Jay-Z’s ‘4:44’ Gets a Wide Release, and an Easy Trip to No. 1

Jay-Z’s “4:44” belatedly joined the race for No. 1 a week after its release. It easily shot to the top of the album chart. Credit Matt Rourke/Associated Press

Never underestimate Jay-Z.

Last week, it seemed pretty likely that the rapper-mogul would make a soft landing on the Billboard album chart with his latest release, “4:44.” In its first week out, “4:44” was streaming only on Tidal, Jay-Z’s own digital service, and the company withheld data from Nielsen, and thus from chart consideration. When “4:44” was released widely last week, it joined the race for No. 1, but without its first-week momentum, an opening at the top looked like a long shot.

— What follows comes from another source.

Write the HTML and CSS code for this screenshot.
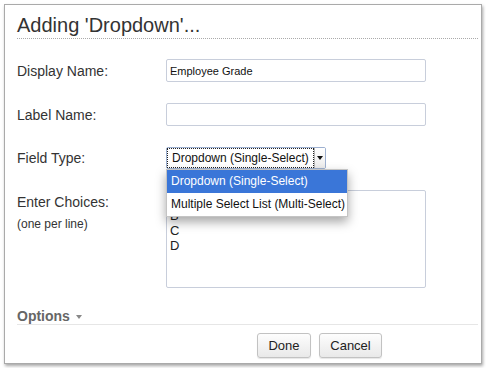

Yet “4:44” — released by another of Jay-Z’s companies, Roc Nation — shot to No. 1 with ease, with 174,000 copies sold as a full album and 122 million streams in the United States, according to Nielsen. (Those streams include Tidal, Apple Music, Amazon and most other major digital outlets, with a notable exception: Spotify.) All told, “4:44” had the equivalent of 262,000 album sales in its second week, more than triple that of its closest competitor, “Issa Album” (Epic) by the rapper 21 Savage of Atlanta, whose 77,000 equivalents landed him at No. 2.

Also this week, Kendrick Lamar holds at No. 3 for a fourth week straight with “DAMN.”; DJ Khaled, whose “Grateful” was No. 1 for the last two weeks fell to No. 4; and Ed Sheeran’s “÷” holds at No. 5.

Aside from Jay-Z and 21 Savage, the only prominent debut on the chart is by the band Haim, whose “Something to Tell You” (Columbia) started at No. 7.